Can't go wrong with either, but for the price you can't beat the Winchester Super X series. They are made by Browning, but are several hundred dollars cheaper than the flagship models of either brand, and are every bit as good without all of the gimmicks. With the weakening Euro, they knocked down the price substantially on the SX4 and there are plenty of used SX2s and 3s on the market as well.


----------



## mmcdani (Feb 24, 2017)

ive shot both of these and im waiting to shoot a super vinci to see how it feels


----------



## mizzippi jb (Feb 24, 2017)

A5 guaranteed for a few years or several thousand shots.  Benelli guaranteed for life. Lifetime warranty is confident it's not gonna break


----------



## jollymon (Feb 24, 2017)

I kicked my Remington and Browning autos to the curb years ago after I shot a Benelli M1 ,now I have 2 and a 20ga. Montfeltro.  Nothing comes close.


----------



## obadiah (Feb 24, 2017)

I was trying to decide a couple of years ago and ended up going with an old-school A5 magnum. It has stood up to the same abuse in the field that the plastic guns do. Fits me perfectly and hasn't let me down yet.


----------



## phillip270 (Feb 24, 2017)

Get  a Jap auto 5. 3-500 less than a new one and generations to come will be shooting it.


----------



## WOODIE13 (Feb 25, 2017)

Vinci, SBE, Franchi, they do great, plus add in an M1


----------



## rnelson5 (Feb 25, 2017)

If they both feel good then the inertia gun gets my vote. After swapping over from gas I won't be going back.


----------



## Marverylo287 (Feb 25, 2017)

Mr Mac said:


> I like Benelli SBE, but I love the Browning Maxus!

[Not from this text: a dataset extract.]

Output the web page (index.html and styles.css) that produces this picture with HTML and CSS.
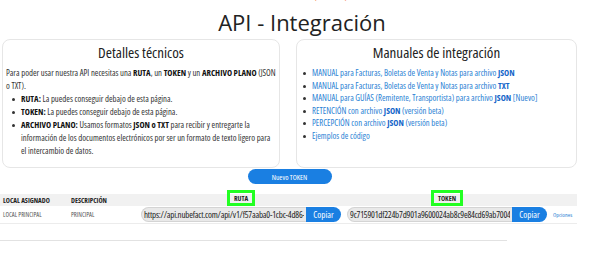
FILE: index.html
```html
<!DOCTYPE html>
<html lang="es">

<head>
    <meta charset="UTF-8">
    <meta name="viewport" content="width=device-width, initial-scale=1.0">
    <title>API - Integración</title>
    <link rel="stylesheet" href="styles.css">
</head>

<body>
    <div class="page">
        <p class="notice">• Información adicional (Nubefact)</p>

        <h1 class="title">API - Integración</h1>

        <div class="cards">
            <section class="card">
                <h2>Detalles técnicos</h2>
                <p>Para poder usar nuestra API necesitas una <b>RUTA</b>, un <b>TOKEN</b> y un <b>ARCHIVO PLANO</b> (JSON o TXT).</p>
                <ul>
                    <li><b>RUTA:</b> La puedes conseguir debajo de esta página.</li>
                    <li><b>TOKEN:</b> La puedes conseguir debajo de esta página.</li>
                    <li><b>ARCHIVO PLANO:</b> Usamos formatos <b>JSON o TXT</b> para recibir y entregarte la información de los documentos electrónicos por ser un formato de texto ligero para el intercambio de datos.</li>
                </ul>
            </section>

            <section class="card">
                <h2>Manuales de integración</h2>
                <ul class="links">
                    <li><a href="#">MANUAL para Facturas, Boletas de Venta y Notas para archivo <b>JSON</b></a></li>
                    <li><a href="#">MANUAL para Facturas, Boletas de Venta y Notas para archivo <b>TXT</b></a></li>
                    <li><a href="#">MANUAL para GUÍAS (Remitente, Transportista) para archivo <b>JSON</b> [Nuevo]</a></li>
                    <li><a href="#">RETENCIÓN con archivo <b>JSON</b> (versión beta)</a></li>
                    <li><a href="#">PERCEPCIÓN con archivo <b>JSON</b> (versión beta)</a></li>
                    <li><a href="#">Ejemplos de código</a></li>
                </ul>
            </section>
        </div>

        <div class="actions">
            <button class="btn-pill">Nuevo TOKEN</button>
        </div>

        <table class="tokens">
            <thead>
                <tr>
                    <th class="col-local">LOCAL ASIGNADO</th>
                    <th class="col-desc">DESCRIPCIÓN</th>
                    <th class="col-field"><span class="mark">RUTA</span></th>
                    <th class="col-field"><span class="mark">TOKEN</span></th>
                    <th class="col-opt"></th>
                </tr>
            </thead>
            <tbody>
                <tr>
                    <td class="small">LOCAL PRINCIPAL</td>
                    <td class="small">PRINCIPAL</td>
                    <td>
                        <div class="copy-group">
                            <input type="text" value="https://api.nubefact.com/api/v1/f57aaba0-1cbc-4d86-97a1-3b5d2c2f0e11" readonly>
                            <button>Copiar</button>
                        </div>
                    </td>
                    <td>
                        <div class="copy-group">
                            <input type="text" value="9c715901df224b7d901a9600024ab8c9e84cd69ab7004e1f" readonly>
                            <button>Copiar</button>
                        </div>
                    </td>
                    <td><a href="#" class="opt">Opciones</a></td>
                </tr>
            </tbody>
        </table>

        <hr class="divider">
    </div>
</body>

</html>
```

FILE: styles.css
```css
* {
    margin: 0;
    padding: 0;
    box-sizing: border-box;
}

body {
    font-family: "Open Sans", "Noto Sans", sans-serif;
    font-stretch: 75%;
    background-color: #ffffff;
    color: #333;
    overflow: hidden;
}

.page {
    width: 577px;
}

.notice {
    color: #f47a3c;
    font-size: 9px;
    text-align: center;
    line-height: 10px;
    margin-top: -8px;
    padding-left: 10px;
}

.title {
    font-weight: 400;
    font-size: 22px;
    font-stretch: 100%;
    line-height: 30px;
    text-align: center;
    color: #222;
    margin-top: 5px;
    padding-left: 27px;
}

.cards {
    display: grid;
    grid-template-columns: 278px 281px;
    gap: 16px;
    margin-top: 2px;
    padding-left: 2px;
}

.card {
    border: 1px solid #e6e6e6;
    border-radius: 8px;
    height: 129px;
    padding: 2px 3px 0 3px;
    font-size: 8.7px;
    line-height: 13px;
    color: #333;
}

.card h2 {
    font-weight: 400;
    font-size: 15px;
    line-height: 20px;
    text-align: center;
    color: #222;
    margin-bottom: 5px;
}

.card b {
    color: #111;
}

.card ul {
    list-style: none;
    padding-left: 6px;
}

.card li {
    position: relative;
    padding-left: 9px;
}

.card li::before {
    content: "";
    position: absolute;
    left: 0;
    top: 5px;
    width: 3px;
    height: 3px;
    border-radius: 50%;
    background-color: #333;
}

.card .links {
    line-height: 12.5px;
    padding-left: 3px;
}

.links a {
    color: #2a7fd4;
    text-decoration: none;
}

.links a b {
    color: #1566c9;
}

.actions {
    display: flex;
    justify-content: center;
    margin-top: 1px;
    padding-left: 2px;
}

.btn-pill {
    font-family: inherit;
    font-stretch: 75%;
    width: 84px;
    height: 15px;
    border: none;
    border-radius: 8px;
    background-color: #1a7fe2;
    color: #fff;
    font-size: 7.5px;
}

.tokens {
    width: 577px;
    border-collapse: collapse;
    margin-top: 10px;
    font-size: 7px;
}

.tokens th {
    background-color: #f1f1f1;
    height: 12px;
    text-align: left;
    font-weight: 700;
    color: #222;
    padding: 0 3px;
}

.tokens th.col-field {
    text-align: center;
    padding: 0;
}

.col-local {
    width: 68px;
}

.col-desc {
    width: 70px;
}

.col-opt {
    width: 27px;
}

.mark {
    display: inline-block;
    border: 3px solid #22ff22;
    padding: 1px 4px 0;
    line-height: 9px;
    margin-top: -5px;
}

.tokens td {
    height: 17px;
    border-bottom: 1px solid #ececec;
    padding: 0 3px;
    color: #555;
}

.tokens td.small {
    font-size: 6.5px;
}

.copy-group {
    display: flex;
    align-items: center;
}

.copy-group input {
    font-family: inherit;
    font-stretch: 75%;
    flex: 1;
    min-width: 0;
    height: 15px;
    border: 1px solid #d4d4d4;
    border-right: none;
    border-radius: 8px 0 0 8px;
    background-color: #e9e9e9;
    color: #222;
    font-size: 9px;
    letter-spacing: -0.2px;
    padding: 0 2px;
}

.copy-group button {
    font-family: inherit;
    font-stretch: 75%;
    width: 35px;
    height: 15px;
    border: none;
    border-radius: 0 8px 8px 0;
    background-color: #1a7fe2;
    color: #fff;
    font-size: 9px;
}

.opt {
    color: #2a7fd4;
    font-size: 6px;
    text-decoration: none;
}

.divider {
    width: 507px;
    border: none;
    border-top: 1px solid #e2e2e2;
    margin-top: 16px;
}
```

I like my Maxus a lot but I wish I woulda bought the a5 I shouldered that day but it was a 26" barrel and didn't hold a 3.5


----------



## DRBugman85 (Feb 25, 2017)

I gave the junk Benelli m1 away and a Beretta Sold for the $ to buy a BROWNING A5 and will never go back. The Remington 870 will still be working when the rest of Benelli and Beretta fall apart.Benelli needs a lifetime warranty you are going to need a warranty for them .


----------



## 01Foreman400 (Feb 26, 2017)

mizzippi jb said:


> A5 guaranteed for a few years or several thousand shots.  Benelli guaranteed for life. Lifetime warranty is confident it's not gonna break



While I've gotten Benelli to repair an old H&K SBE that I got used recently they only offer a 10 year warranty. 

"A new Benelli firearm is warranted only to the original retail purchaser for 10 years from date of purchase."


----------



## 01Foreman400 (Feb 26, 2017)

I've owned over 20 Benelli autos and I've never had a single issue that was the fault of Benelli.  As I mentioned I had to send one back but that was because of the user before me had messed up for choke threads in the barrel.  Benelli promptly fixed it.  I've tried several of the other big named brands of shotguns but still keep coming back to Benelli.  By far my favorite shotguns and the easiest to clean.


----------



## king killer delete (Feb 26, 2017)

DRBugman85 said:


> I gave the junk Benelli m1 away and a Beretta Sold for the $ to buy a BROWNING A5 and will never go back. The Remington 870 will still be working when the rest of Benelli and Beretta fall apart.Benelli needs a lifetime warranty you are going to need a warranty for them .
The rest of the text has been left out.